Being peanuts grow underground, they may be the least carrier of spray pesticides. Peanut oil isn't bad for you. Almost all turkey fryers recommend peanut oil for frying. That is why you see it in the big jugs everywhere.

I don't know if peanut oil gets that 'old musty' taste that peanuts get after they get old. I don't know if it is the oil or the peanut meat that gets that old taste. Use it and enjoy ..... I'm sure there is alot of info on the 'net about peanut oil.

Ohio Rusty ><>


----------



## Sonshine (Jul 27, 2007)

Peanut oil nutrition facts and health benefits

Found this info on it. Hope it helps.


----------



## radiofish (Mar 30, 2007)

In my experience over the years, that peanut oil in the large jugs used for turkey fryers will have a shelf life of at least 2 years. My family keeps it stored while sealed in a cool dark place, where it will not be subjected to the below freezing winter and almost 100 degree summer of Michigan.

Since I don't have a turkey fryer here and have no need of 5 gallon containers of cooking oil for just myself, I keep my cooking oils sealed in 1 quart glass bottles. 

Pure peanut oil has a better storage life, than a 'generic' vegetable oil blend.

Remember if stored vegetable based or animal fat based cooking oils go rancid, usually they can be used in an oil burning lamp.

Here is a link to their ideas of the storage life of cooking oils..
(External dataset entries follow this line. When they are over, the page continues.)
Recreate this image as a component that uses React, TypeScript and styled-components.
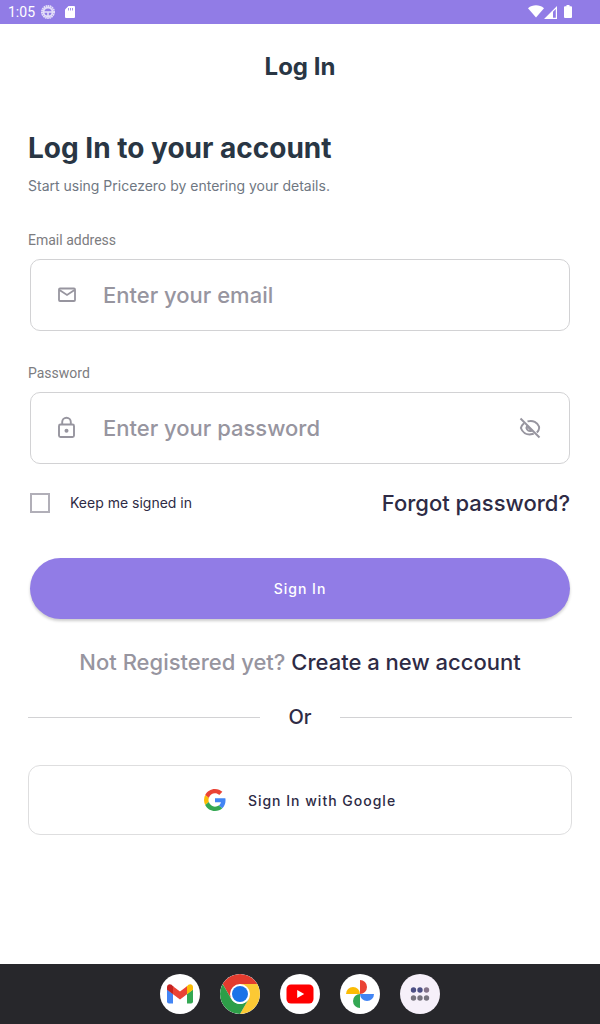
import React from "react";
import styled, { createGlobalStyle } from "styled-components";

const color = {
  brand: "#917ce6",
  heading: "#293644",
  ink: "#2e2b45",
  muted: "#97959f",
  label: "#7c7c80",
  line: "#d2d2d4",
  dock: "#27272b",
};

const GlobalStyle = createGlobalStyle`
  * { box-sizing: border-box; }
  body {
    margin: 0;
    background: #fff;
    color: ${color.ink};
    font-family: Inter, "Liberation Sans", sans-serif;
  }
  button, input { font-family: inherit; }
`;

const Screen = styled.div`
  min-height: 100vh;
  display: flex;
  flex-direction: column;
`;

const StatusBar = styled.header`
  height: 24px;
  padding: 0 28px 0 8px;
  display: flex;
  align-items: center;
  justify-content: space-between;
  background: ${color.brand};
  color: #fff;
  font: 14px/24px Roboto, sans-serif;
`;

const StatusGroup = styled.div<{ $gap: number }>`
  display: flex;
  align-items: center;
  gap: ${(p) => p.$gap}px;
  svg { display: block; }
`;

const Main = styled.main`
  flex: 1;
  padding: 28px 28px 40px;
`;

const PageTitle = styled.h1`
  margin: 0 0 49px;
  font-size: 24px;
  line-height: 30px;
  font-weight: 700;
  text-align: center;
  color: ${color.heading};
`;

const Heading = styled.h2`
  margin: 0 0 11px;
  font-size: 28px;
  line-height: 34px;
  font-weight: 700;
  color: ${color.heading};
`;

const Intro = styled.p`
  margin: 0 0 34px;
  font-size: 14px;
  line-height: 20px;
  color: #6f7782;
`;

const Form = styled.form`
  display: flex;
  flex-direction: column;
`;

const FieldLabel = styled.label`
  font-size: 14px;
  line-height: 20px;
  font-family: Roboto, sans-serif;
  color: ${color.label};
`;

const FieldBox = styled.div<{ $after: number }>`
  height: 72px;
  margin: 9px 2px ${(p) => p.$after}px;
  padding: 0 27px 0 24px;
  display: flex;
  align-items: center;
  gap: 24px;
  border: 1px solid ${color.line};
  border-radius: 10px;
  color: ${color.muted};
  svg { display: block; flex: none; }
`;

const TextInput = styled.input`
  flex: 1;
  min-width: 0;
  height: 40px;
  padding: 0;
  border: 0;
  outline: 0;
  background: transparent;
  color: ${color.ink};
  font-size: 22px;
  font-weight: 500;
  &::placeholder { color: ${color.muted}; opacity: 1; }
`;

const IconButton = styled.button`
  padding: 0;
  border: 0;
  background: none;
  color: inherit;
`;

const OptionsRow = styled.div`
  margin: 0 2px 41px;
  display: flex;
  align-items: center;
  justify-content: space-between;
  line-height: 28px;
`;

const CheckLabel = styled.label`
  display: flex;
  align-items: center;
  gap: 20px;
  font-size: 14px;
`;

const Checkbox = styled.input`
  appearance: none;
  width: 20px;
  height: 20px;
  margin: 0;
  border: 2px solid #b1afb8;
  &:checked { background: ${color.brand}; }
`;

const TextLink = styled.a`
  font-size: 22px;
  line-height: 28px;
  font-weight: 500;
  color: ${color.ink};
  text-decoration: none;
`;

const SubmitButton = styled.button`
  height: 61px;
  margin: 0 2px 29px;
  border: 0;
  border-radius: 31px;
  background: ${color.brand};
  color: #fff;
  font-size: 14px;
  font-weight: 500;
  letter-spacing: 1px;
  box-shadow: 0 2px 3px rgba(0, 0, 0, 0.2);
`;

const Register = styled.p`
  margin: 0 0 27px;
  font-size: 22px;
  line-height: 28px;
  font-weight: 500;
  text-align: center;
  color: ${color.muted};
`;

const Divider = styled.div`
  margin-bottom: 34px;
  display: flex;
  align-items: center;
  gap: 28px;
  font-size: 20px;
  line-height: 28px;
  font-weight: 500;
  &::before, &::after {
    content: "";
    flex: 1;
    height: 1px;
    background: ${color.line};
  }
`;

const GoogleButton = styled.button`
  width: 100%;
  height: 70px;
  padding: 0;
  display: flex;
  align-items: center;
  justify-content: center;
  gap: 22px;
  border: 1px solid #dededf;
  border-radius: 12px;
  background: #fff;
  color: ${color.ink};
  font-size: 14px;
  font-weight: 500;
  letter-spacing: 1px;
`;

const Dock = styled.nav`
  height: 60px;
  display: flex;
  align-items: center;
  justify-content: center;
  gap: 20px;
  background: ${color.dock};
`;

const AppButton = styled.button<{ $tint?: string }>`
  width: 40px;
  height: 40px;
  padding: 0;
  border: 0;
  border-radius: 50%;
  overflow: hidden;
  background: ${(p) => p.$tint ?? "#fff"};
  svg { display: block; }
`;

const MailIcon = () => (
  <svg width="24" height="24" viewBox="0 0 24 24" fill="none" stroke="currentColor" strokeWidth="1.800">
    <rect x="4" y="5.500" width="16" height="12.500" rx="1" />
    <path d="M4.500 7 12 12l7.500-5" />
  </svg>
);

const LockIcon = () => (
  <svg width="24" height="24" viewBox="0 0 24 24" fill="none" stroke="currentColor" strokeWidth="1.900">
    <rect x="4" y="8.500" width="15" height="12.500" rx="1.500" />
    <path d="M7.200 8.500V6a4.300 4.300 0 0 1 8.600 0v2.500" />
    <circle cx="11.500" cy="14.800" r="2" fill="currentColor" stroke="none" />
  </svg>
);

const EyeOffIcon = () => (
  <svg width="24" height="24" viewBox="0 0 24 24" fill="none" stroke="currentColor" strokeWidth="2">
    <path d="m2.500 2.500 19 19" />
    <path d="M9.500 5.400C15 3.700 19.500 6.500 21 10.500c.4 1.300.2 2.500-.4 3.600-.4.900-1 1.700-1.800 2.400" />
    <path d="M6 7.200C4.500 8.400 3.300 10 2.900 12c1.500 4.500 5.600 6.900 10.100 6.300 1-.1 1.900-.4 2.700-.8" />
    <path d="M9.200 9.600c-1.700 2.700.4 6 3.600 5.400.7-.1 1.300-.4 1.800-.8" />
    <path d="M9.500 10.500 13.500 14.500" />
  </svg>
);

const GoogleIcon = () => (
  <svg width="22" height="22" viewBox="0 0 48 48">
    <path fill="#ea4335" d="M24 9.500c3.540 0 6.710 1.220 9.210 3.600l6.850-6.850C35.900 2.380 30.470 0 24 0 14.620 0 6.510 5.380 2.560 13.220l7.980 6.190C12.430 13.720 17.740 9.500 24 9.500z" />
    <path fill="#4285f4" d="M46.980 24.550c0-1.570-.15-3.090-.38-4.550H24v9.020h12.940c-.58 2.960-2.260 5.480-4.780 7.180l7.730 6c4.510-4.180 7.090-10.360 7.090-17.650z" />
    <path fill="#fbbc05" d="M10.530 28.590A14.500 14.500 0 0 1 9.770 24c0-1.600.27-3.140.76-4.590l-7.980-6.190A23.900 23.900 0 0 0 0 24c0 3.880.92 7.540 2.560 10.780l7.970-6.190z" />
    <path fill="#34a853" d="M24 48c6.480 0 11.930-2.130 15.890-5.810l-7.730-6c-2.150 1.450-4.920 2.300-8.160 2.300-6.260 0-11.570-4.220-13.470-9.910l-7.980 6.190C6.510 42.620 14.620 48 24 48z" />
  </svg>
);

const RingIcon = () => (
  <svg width="14" height="14" viewBox="0 0 14 14" fill="none" stroke="#fff" opacity="0.75">
    <circle cx="7" cy="7" r="6" strokeWidth="2" strokeDasharray="1.600 .5" />
    <circle cx="7" cy="7" r="4.500" strokeWidth="1.800" />
    <path d="M3 7h8M7 7v4" strokeWidth="1.600" />
  </svg>
);

const SdCardIcon = () => (
  <svg width="10" height="12" viewBox="0 0 10 12">
    <path fill="#fff" d="M3.500 0H9a1 1 0 0 1 1 1v10a1 1 0 0 1-1 1H1a1 1 0 0 1-1-1V3.500z" />
    <path stroke={color.brand} strokeWidth="0.800" d="M3.500 2v2.500M5.500 2v2.500M7.500 2v2.500" />
  </svg>
);

const WifiIcon = () => (
  <svg width="16" height="14" viewBox="0 0 16 14">
    <path fill="#fff" d="M0 3.200C4.700-.6 11.300-.6 16 3.200L8 12.500z" />
  </svg>
);

const SignalIcon = () => (
  <svg width="13" height="13" viewBox="0 0 13 13">
    <path fill="#fff" d="M13 0v13H0zm-1.200 3L9 5.800v6h2.800z" fillRule="evenodd" />
  </svg>
);

const BatteryIcon = () => (
  <svg width="8" height="15" viewBox="0 0 8 15">
    <path fill="#fff" d="M2.500 0h3v1.300H7a1 1 0 0 1 1 1V12a1 1 0 0 1-1 1H1a1 1 0 0 1-1-1V2.300a1 1 0 0 1 1-1h1.500z" />
  </svg>
);

const GmailIcon = () => (
  <svg width="40" height="40" viewBox="0 0 40 40">
    <path fill="#4285f4" d="M7 15.500l6 4.500v9.500H9a2 2 0 0 1-2-2z" />
    <path fill="#34a853" d="M33 15.500 27 20v9.500h4a2 2 0 0 0 2-2z" />
    <path fill="#fbbc04" d="M27 12.200v8l6-4.500V13c0-2.500-2.700-3.700-4.600-2.200z" />
    <path fill="#ea4335" d="M13 20.200v-8l7 5.200 7-5.200v8l-7 5.300z" />
    <path fill="#c5221f" d="M7 13v2.700l6 4.500v-8l-1.400-1.400C9.700 9.300 7 10.500 7 13z" />
  </svg>
);

const ChromeIcon = () => (
  <svg width="40" height="40" viewBox="0 0 40 40">
    <path fill="#e33b2e" d="M2.680 10a20 20 0 0 1 34.640 0H20L11.340 25z" />
    <path fill="#fcc934" d="M37.320 10A20 20 0 0 1 20 40l8.660-15L20 10z" />
    <path fill="#2d9e48" d="M20 40A20 20 0 0 1 2.680 10l8.660 15a10 10 0 0 0 17.320 0z" />
    <circle cx="20" cy="20" r="10" fill="#fff" />
    <circle cx="20" cy="20" r="8" fill="#1a73e8" />
  </svg>
);

const YouTubeIcon = () => (
  <svg width="40" height="40" viewBox="0 0 40 40">
    <rect x="6.500" y="10.500" width="27" height="19" rx="4.500" fill="#f00" />
    <path fill="#fff" d="M17.200 16v8l7-4z" />
  </svg>
);

const PhotosIcon = () => (
  <svg width="40" height="40" viewBox="0 0 40 40">
    <path fill="#ea4335" d="M20 6a7 7 0 0 1 0 14z" />
    <path fill="#4285f4" d="M34 20a7 7 0 0 1-14 0z" />
    <path fill="#34a853" d="M20 34a7 7 0 0 1 0-14z" />
    <path fill="#fbbc04" d="M6 20a7 7 0 0 1 14 0z" />
  </svg>
);

const AllAppsIcon = () => (
  <svg width="40" height="40" viewBox="0 0 40 40">
    {["#4c4f85", "#4c4f85", "#84748a", "#77747f", "#77747f", "#77747f"].map((fill, i) => (
      <circle key={i} cx={13.500 + (i % 3) * 6.500} cy={i < 3 ? 16 : 24} r="2.700" fill={fill} />
    ))}
  </svg>
);

export default function App() {
  return (
    <Screen>
      <GlobalStyle />
      <StatusBar>
        <StatusGroup $gap={6}>
          <span>1:05</span>
          <StatusGroup $gap={10}>
            <RingIcon />
            <SdCardIcon />
          </StatusGroup>
        </StatusGroup>
        <StatusGroup $gap={7}>
          <StatusGroup $gap={0}>
            <WifiIcon />
            <SignalIcon />
          </StatusGroup>
          <BatteryIcon />
        </StatusGroup>
      </StatusBar>

      <Main>
        <PageTitle>Log In</PageTitle>
        <Heading>Log In to your account</Heading>
        <Intro>Start using Pricezero by entering your details.</Intro>

        <Form onSubmit={(e) => e.preventDefault()}>
          <FieldLabel htmlFor="email">Email address</FieldLabel>
          <FieldBox $after={32}>
            <MailIcon />
            <TextInput id="email" type="email" placeholder="Enter your email" />
          </FieldBox>

          <FieldLabel htmlFor="password">Password</FieldLabel>
          <FieldBox $after={25}>
            <LockIcon />
            <TextInput id="password" type="password" placeholder="Enter your password" />
            <IconButton type="button" aria-label="Show password">
              <EyeOffIcon />
            </IconButton>
          </FieldBox>

          <OptionsRow>
            <CheckLabel>
              <Checkbox type="checkbox" />
              Keep me signed in
            </CheckLabel>
            <TextLink href="#forgot">Forgot password?</TextLink>
          </OptionsRow>

          <SubmitButton type="submit">Sign In</SubmitButton>
        </Form>

        <Register>
          Not Registered yet? <TextLink href="#register">Create a new account</TextLink>
        </Register>
        <Divider>Or</Divider>
        <GoogleButton type="button">
          <GoogleIcon />
          Sign In with Google
        </GoogleButton>
      </Main>

      <Dock aria-label="Apps">
        <AppButton aria-label="Gmail"><GmailIcon /></AppButton>
        <AppButton aria-label="Chrome"><ChromeIcon /></AppButton>
        <AppButton aria-label="YouTube"><YouTubeIcon /></AppButton>
        <AppButton aria-label="Photos"><PhotosIcon /></AppButton>
        <AppButton aria-label="All apps" $tint="#f6f0fa"><AllAppsIcon /></AppButton>
      </Dock>
    </Screen>
  );
}
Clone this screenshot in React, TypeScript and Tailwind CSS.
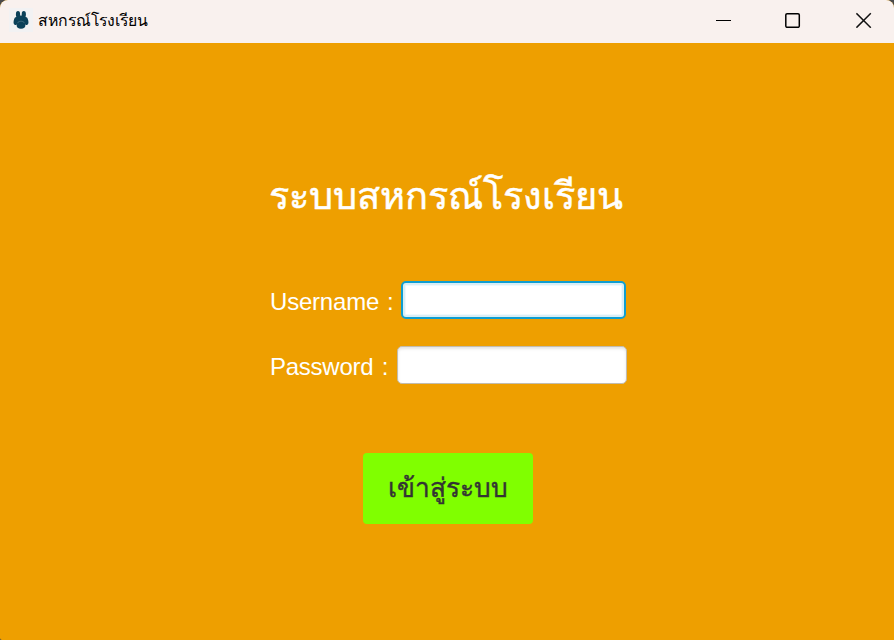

Shelf-life of cooking oils


----------



## jessimeredith (Sep 12, 2004)

radiofish said:


> Here is a link to their ideas of the storage life of cooking oils..
> 
> Shelf-life of cooking oils


I had to lol at the idea of sesame oil going bad that quick. I've got a bottle bought last year, opened and stored in the "oil" cabinet. Still good. It even made a trip across the Atlantic in a not temp controlled shipping container. Still good. Could be that I have a rogue bottle though.


----------



## Horse Fork Farm (Jan 3, 2006)

Oh good! Everything I'm reading on the links and on here looks like its all good. I'm glad it wasn't a mistake after all and really happy about it storing well and even burning in lamps if needed.... thanks for the help!


----------



## wagvan (Jan 29, 2011)

I have read that the higher the smoke point of an oil, the longer the shelf life of an oil before it goes rancid. Peanit oil has a fairly high smoke point...


----------



## City Bound (Jan 24, 2009)

mine did not go rancid, but it went off after year and did not taste that good. Maybe it was because i bought unrefined peanut oil from the healthfood store.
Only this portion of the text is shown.